Electron microscopy of hodgkin's disease tissue cultures

Abstract
Cells from 9 monolayer tissue cultures prepared from Hodgkin's disease tumors in the spleen were examined in the electron microscope. Three established culture lines (carried in vitro for >3 years and passaged >200 times) that contained aneuploid karyotypes were composed of oval cells with numerous interdigitating surface microvilli. The nuclei were complex and convoluted with multiple large nucleoli and dispersed chromatin. The cytoplasm contained lysosomes, microfilaments, a complex Golgi apparatus, nondilated rough endoplasmic reticulum, polyribosomes, fat, and glycogen. One Hodgkin's disease monolayer with aneuploid chromosomes examined from the 4th to 48th passage in culture was composed of larger cells with fewer microvilli and numerous multinuclear giant cells.

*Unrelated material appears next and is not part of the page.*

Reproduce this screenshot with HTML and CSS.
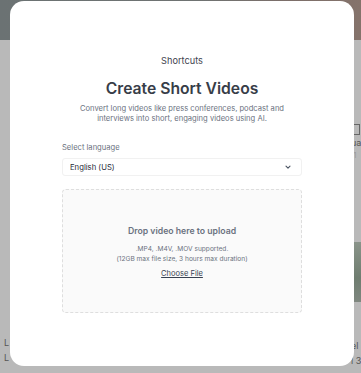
FILE: index.html
```html
<!DOCTYPE html>
<html lang="en">

<head>
  <meta charset="UTF-8">
  <meta name="viewport" content="width=device-width, initial-scale=1.0">
  <title>Create Short Videos</title>
  <link rel="stylesheet" href="styles.css">
</head>

<body>
  <div class="backdrop">
    <div class="hero"></div>
    <div class="page">
      <div class="side side-left">
        <p class="side-text">L</p>
        <p class="side-text">L</p>
      </div>
      <div class="side side-right">
        <span class="side-check"></span>
        <p class="side-text">ua</p>
        <p class="side-sub">:1</p>
        <div class="side-thumb"></div>
        <p class="side-text">el</p>
        <p class="side-text">l 3</p>
      </div>
    </div>
  </div>

  <div class="modal">
    <p class="eyebrow">Shortcuts</p>
    <h1>Create Short Videos</h1>
    <p class="lead">Convert long videos like press conferences, podcast and interviews into short, engaging videos using AI.</p>

    <form class="upload-form">
      <label class="field-label" for="language">Select language</label>
      <div class="select">
        <span>English (US)</span>
        <svg width="8" height="8" viewBox="0 0 10 10" fill="none" stroke="#4b5563" stroke-width="1.4" stroke-linecap="round" stroke-linejoin="round">
          <path d="M2.5 3.8 5 6.3 7.5 3.8" />
        </svg>
      </div>

      <div class="dropzone">
        <p class="drop-title">Drop video here to upload</p>
        <p class="drop-note">.MP4, .M4V, .MOV supported.<br>(12GB max file size, 3 hours max duration)</p>
        <a class="choose" href="#">Choose File</a>
      </div>
    </form>
  </div>
</body>

</html>
```

FILE: styles.css
```css
body {
  margin: 0;
  font-family: Inter, "Noto Sans", sans-serif;
  background-color: #b9b9b9;
  height: 373px;
  overflow: hidden;
}

.backdrop {
  display: flex;
  flex-direction: column;
  height: 100%;
}

.hero {
  height: 40px;
  background: linear-gradient(90deg, #6b7273 0%, #6f7372 55%, #7c6e69 80%, #85736b 100%);
}

.page {
  flex: 1;
  display: flex;
  justify-content: space-between;
  color: #555;
  font-size: 9px;
}

.side {
  display: flex;
  flex-direction: column;
  width: 8px;
}

.side-left {
  justify-content: flex-end;
  padding: 0 0 8px 4px;
}

.side-right {
  width: 10px;
  padding-top: 84px;
  overflow: hidden;
}

.side-text {
  margin: 2px 0;
  line-height: 11px;
  white-space: nowrap;
}

.side-sub {
  margin: 0;
  color: #9a9a9a;
  font-size: 8px;
}

.side-check {
  width: 9px;
  height: 9px;
  border: 1px solid #666;
  margin-left: -2px;
}

.side-thumb {
  height: 60px;
  margin: 82px 0 36px;
  background: linear-gradient(180deg, #8a948a, #6f7d70 60%, #7f877f);
}

.modal {
  position: absolute;
  top: 1px;
  left: 10px;
  width: 344px;
  height: 365px;
  box-sizing: border-box;
  background: #fff;
  border-radius: 14px;
  padding: 54px 52px 0;
  display: flex;
  flex-direction: column;
  align-items: center;
  text-align: center;
}

.eyebrow {
  margin: 0;
  font-size: 9.2px;
  line-height: 12px;
  color: #3f4550;
}

h1 {
  margin: 12px 0 0;
  font-size: 15.7px;
  line-height: 20px;
  font-weight: 600;
  color: #373d48;
}

.lead {
  margin: 5px 0 0;
  font-size: 7.6px;
  line-height: 10px;
  color: #6b7280;
}

.upload-form {
  width: 240px;
  margin-top: 19px;
  display: flex;
  flex-direction: column;
  text-align: left;
}

.field-label {
  font-size: 7.6px;
  line-height: 10px;
  color: #6b7280;
}

.select {
  margin-top: 5px;
  height: 18px;
  box-sizing: border-box;
  border: 1px solid #f1f1f1;
  border-radius: 3px;
  padding: 0 9px 0 7px;
  display: flex;
  align-items: center;
  justify-content: space-between;
  font-size: 7.7px;
  color: #1f2937;
}

.dropzone {
  margin-top: 13px;
  height: 124px;
  box-sizing: border-box;
  border: 1px dashed #dedede;
  border-radius: 4px;
  background: #fafafa;
  display: flex;
  flex-direction: column;
  align-items: center;
  padding-top: 35px;
  text-align: center;
}

.drop-title {
  margin: 0;
  font-size: 8.7px;
  line-height: 12px;
  font-weight: 600;
  color: #6b7280;
}

.drop-note {
  margin: 7px 0 0;
  font-size: 6.6px;
  line-height: 10px;
  color: #6b7280;
}

.choose {
  margin-top: 4px;
  font-size: 7.5px;
  line-height: 11px;
  color: #374151;
  text-decoration: underline;
}
```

Two monolayers derived from transplanted tumors in nude mice inoculated with Hodgkin's disease cultured cells were similar to the original cell lines. The ultrastructural features of these 6 cultures with aneuploid karyotypes differed from those of 3 monolayers which, although prepared from Hodgkin's disease splenic tumors, were composed of fibroblastic cells with diploid chromosomes. The aneuploid Hodgkin's disease cultures did not resemble 6 normal spleen, thymus, or lung monolayers, Raji lymphoblastoid suspension cultures, or Hela cells. Our electron microscopic studies indicate that adherent cells which replicate in some monolayer tissue cultures derived from Hodgkin's disease tumors are related to and possibly derived from neoplastic macrophages. Cancer 44:543-557, 1979.